Rethinking organisations from a diversity perspective entails taking measures that often exceed mere legal obligations and requires actions that aim to redesign processes with the purpose of contributing to a more diverse culture in which all employees can add value. Long-lived people’s commitment, availability and invaluable experience demand that organisations review their practices and policies to implement the necessary upskilling or reskilling actions so that they can remain employed.
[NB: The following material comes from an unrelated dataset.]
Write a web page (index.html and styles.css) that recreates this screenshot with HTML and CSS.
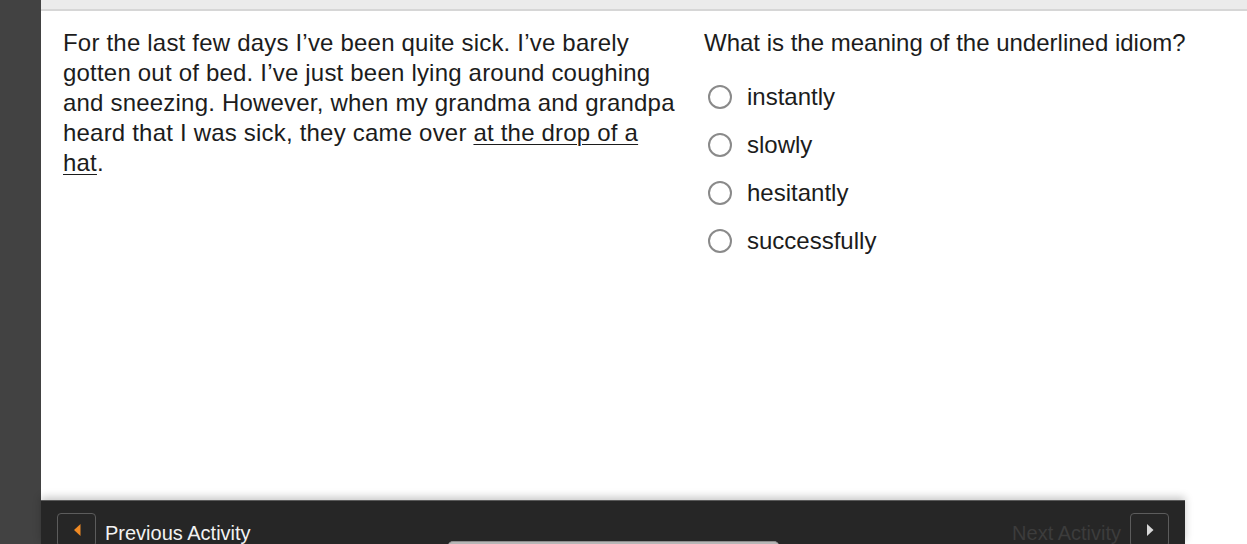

Not only must the production processes take into account the particular needs of elderly persons and their difficulties in the era of digitalisation, but performance evaluation, hiring mechanisms and promotion processes also need to free themselves from their biases, understand what the challenges are for this group, learn to face them and make the corresponding adjustments to guarantee real equality of opportunities at work for all people who are part of the organisation, regardless of their generation.

Notes
[1] N Papí-Gálvez and S García-Espinosa, ‘Digital gap and older adults: challenges and search for solutions’ Generational digital gap, 1 August 2023, https://brechadigitalgeneracional.com/brecha-digital-y-adultos-mayores-desafios-y-busqueda-de-soluciones/.

[2] Inter-American Convention on the Protection of the Human Rights of Older Persons, www.oas.org/en/sla/dil/inter_american_treaties_a-70_human_rights_older_person.asp.

[5] National Labour Court of Appeal, Room VI, File 71.056/2014, 28 February 2019, ‘Flores Escalante, Ángel v Moral SA and Another re. Dismissal’.